As we speak to the artist, we get informed that his works have evolved not only in terms of space, material and medium but also conceptually. Bheeshma often used metal in his sculptures, perhaps born out of the fact that he retained a remnant of a Japanese bombshell which possibly played a role in the destruction of his familial home. “In terms of space, I need a dedicated space to complete my sculptures as they are rugged and masculine in nature and need a studio space or workshop for creation, which in the current circumstances is not a possibility.

Conceptually too my practice has evolved, as earlier I worked on earthquakes in my works, after the Imphal earthquake of 6.9 magnitude in 2016, and nuclear disasters later,” Bheeshma declares. “However, I believe in working from wherever one is, and I am inspired by MF Hussain and how he used to paint canvases even in cities and hotels he visited; surroundings and spatial factors might change but one must always find a way to work around it,” he adds.

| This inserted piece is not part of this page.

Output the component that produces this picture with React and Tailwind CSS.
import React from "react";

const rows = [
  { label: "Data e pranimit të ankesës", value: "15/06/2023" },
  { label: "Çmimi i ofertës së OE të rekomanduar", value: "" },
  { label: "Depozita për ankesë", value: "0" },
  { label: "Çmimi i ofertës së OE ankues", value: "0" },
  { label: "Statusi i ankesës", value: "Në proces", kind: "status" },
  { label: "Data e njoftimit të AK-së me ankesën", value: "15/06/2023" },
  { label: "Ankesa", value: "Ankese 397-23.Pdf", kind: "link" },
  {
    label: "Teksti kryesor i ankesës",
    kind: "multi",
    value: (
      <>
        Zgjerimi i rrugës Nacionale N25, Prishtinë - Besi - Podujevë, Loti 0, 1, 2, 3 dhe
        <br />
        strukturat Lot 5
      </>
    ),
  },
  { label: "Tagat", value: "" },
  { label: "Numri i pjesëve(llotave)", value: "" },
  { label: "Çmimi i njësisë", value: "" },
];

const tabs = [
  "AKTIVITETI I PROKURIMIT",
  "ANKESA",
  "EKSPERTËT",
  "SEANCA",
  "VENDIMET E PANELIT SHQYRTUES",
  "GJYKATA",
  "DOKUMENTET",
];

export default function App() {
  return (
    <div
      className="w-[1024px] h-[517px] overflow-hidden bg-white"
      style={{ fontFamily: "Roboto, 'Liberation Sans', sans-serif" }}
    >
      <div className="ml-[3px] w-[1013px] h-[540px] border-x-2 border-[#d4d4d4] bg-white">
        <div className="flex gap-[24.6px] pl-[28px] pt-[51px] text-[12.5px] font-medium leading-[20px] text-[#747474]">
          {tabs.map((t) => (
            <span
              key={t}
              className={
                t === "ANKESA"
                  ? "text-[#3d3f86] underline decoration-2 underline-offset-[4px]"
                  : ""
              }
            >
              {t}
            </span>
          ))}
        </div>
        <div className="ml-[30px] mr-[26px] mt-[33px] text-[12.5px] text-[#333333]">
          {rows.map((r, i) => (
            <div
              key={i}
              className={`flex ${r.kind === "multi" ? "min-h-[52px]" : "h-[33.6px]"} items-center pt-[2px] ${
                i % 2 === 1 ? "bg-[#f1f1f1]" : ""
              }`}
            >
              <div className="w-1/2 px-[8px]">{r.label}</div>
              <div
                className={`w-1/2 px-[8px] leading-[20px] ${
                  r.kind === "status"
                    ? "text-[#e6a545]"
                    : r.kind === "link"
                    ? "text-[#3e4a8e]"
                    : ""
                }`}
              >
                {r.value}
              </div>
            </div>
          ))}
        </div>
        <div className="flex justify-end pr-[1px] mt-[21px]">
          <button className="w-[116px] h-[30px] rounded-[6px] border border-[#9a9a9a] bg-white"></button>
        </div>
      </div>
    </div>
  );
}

The online exhibition, at PRAF, is an amalgamation of new thought processes by the artist, taking us to intense, dark landscapes, and immersing us in its pensive atmosphere. We can see the soft yet smoke engulfed reality in ‘Smokescreen’, ‘Green Poison’ is a haunting tale of industrial pollution and the visible, yet consistent corrosion caused by it, ‘How Far Have We Come’ takes us to ash like harvested fields under a setting sun, ‘Harvest Rain’ is a deeply moving visual narrative of light, wind and rain, ‘Banjarr’ is another portrait of an arid, dry agricultural field. These are some of the many digital works on display along with diptychs and watercolour works like Civilization, Forest Fires, Monuments of Anxiety and many more.

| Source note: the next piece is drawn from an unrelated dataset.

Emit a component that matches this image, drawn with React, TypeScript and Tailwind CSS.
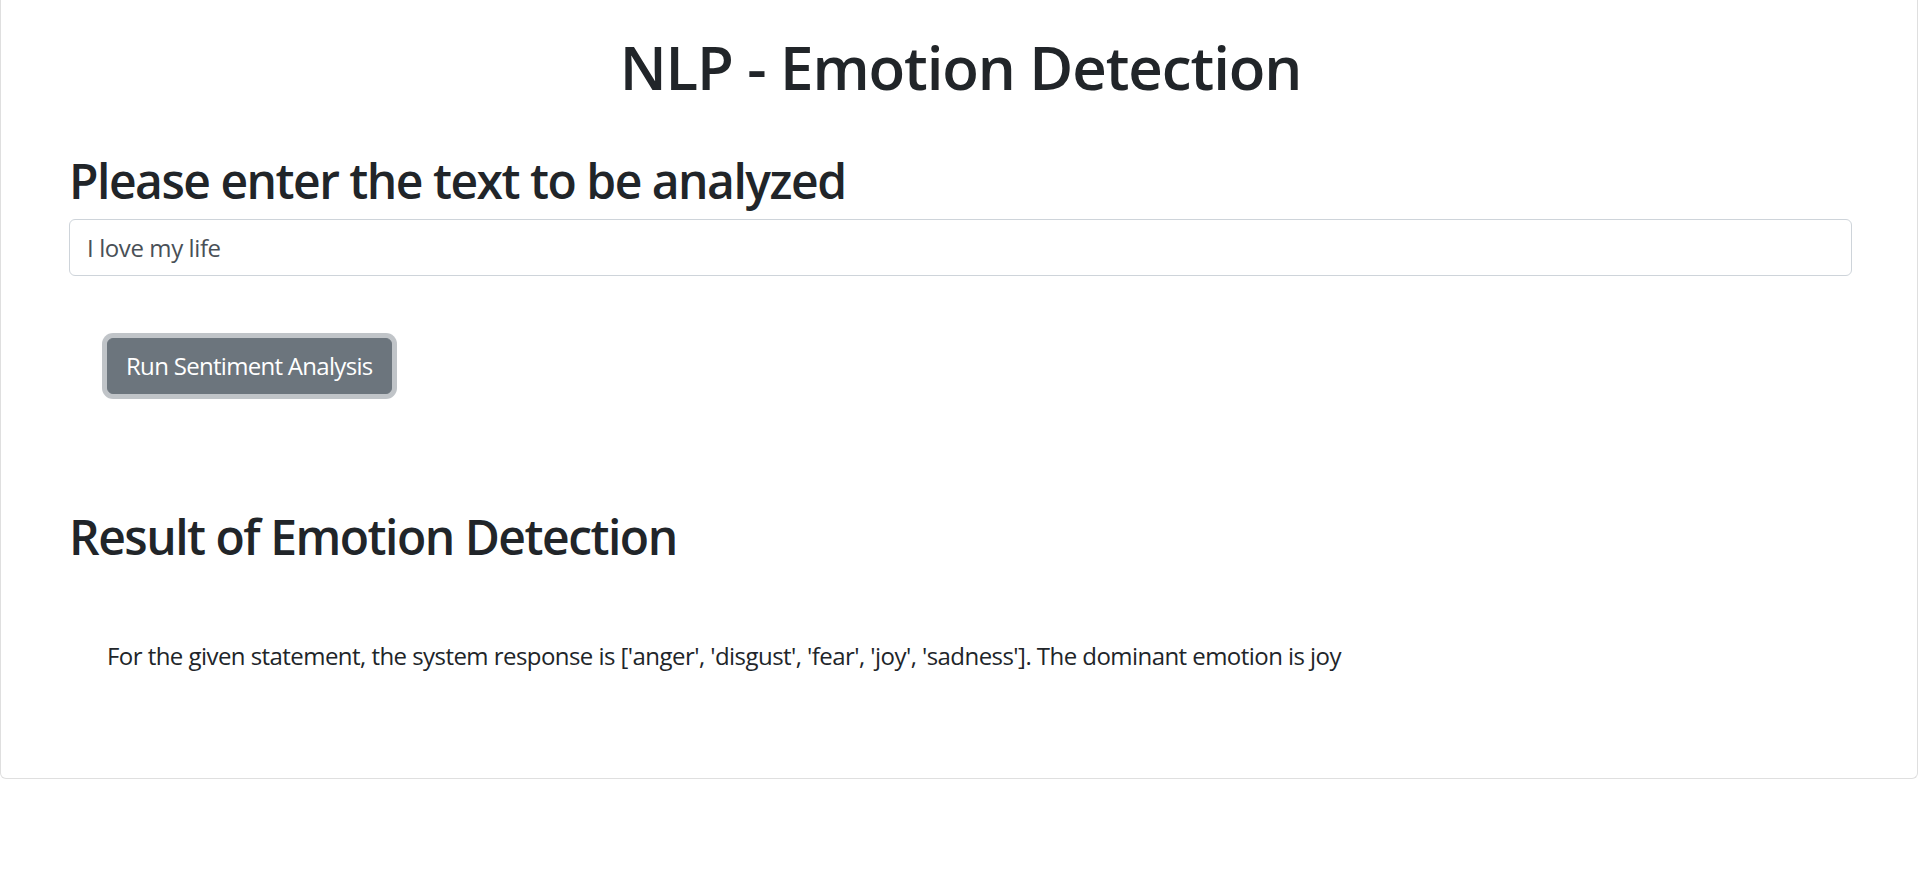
export default function App() {
  return (
    <div className="min-h-screen bg-white font-['Open_Sans',sans-serif] text-[#212529]">
      {/* card, top edge scrolled off */}
      <div className="w-[1918px] border-x border-b border-[#dfdfdf] rounded-b-[6px] pl-[68px] pr-[65px] pt-[31px] pb-[104px]">
        <h1 className="text-center text-[60px] leading-[72px] font-semibold tracking-[-1.1px]">NLP - Emotion Detection</h1>

        <h2 className="mt-[49px] text-[48px] leading-[58px] font-semibold tracking-[-1.5px]">Please enter the text to be analyzed</h2>

        <input
          type="text"
          defaultValue="I love my life"
          className="mt-[9px] block w-full h-[57px] border border-[#ced4da] rounded-[6px] px-[17px] text-[24px] tracking-[-0.4px] text-[#495057] outline-none bg-white"
        />

        <div className="mt-[62px] ml-[38px]">
          <button className="h-[56px] px-[18px] rounded-[6px] bg-[#6c757d] border border-[#6c757d] text-white text-[24px] leading-[36px] tracking-[-0.7px] shadow-[0_0_0_5px_rgba(130,138,145,0.5)]">
            Run Sentiment Analysis
          </button>
        </div>

        <h2 className="mt-[114px] text-[48px] leading-[58px] font-semibold tracking-[-1.5px]">Result of Emotion Detection</h2>

        <p className="mt-[72px] ml-[38px] text-[24px] leading-[36px] tracking-[-0.55px]">
          For the given statement, the system response is ['anger', 'disgust', 'fear', 'joy', 'sadness']. The dominant emotion is joy
        </p>
      </div>
    </div>
  );
}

“When I came to Rajasthan and started editing some of the many photographs I had taken, I was taken back to memories of days in the village, the smell, the wind blowing and the stories of the working class, their love and that cup of perfect chai on evenings of laughter and endless conversations, and just when the sun was about to kiss the ground, I took out my camera to capture the magical fields of Umarah,” recounts Bheeshma.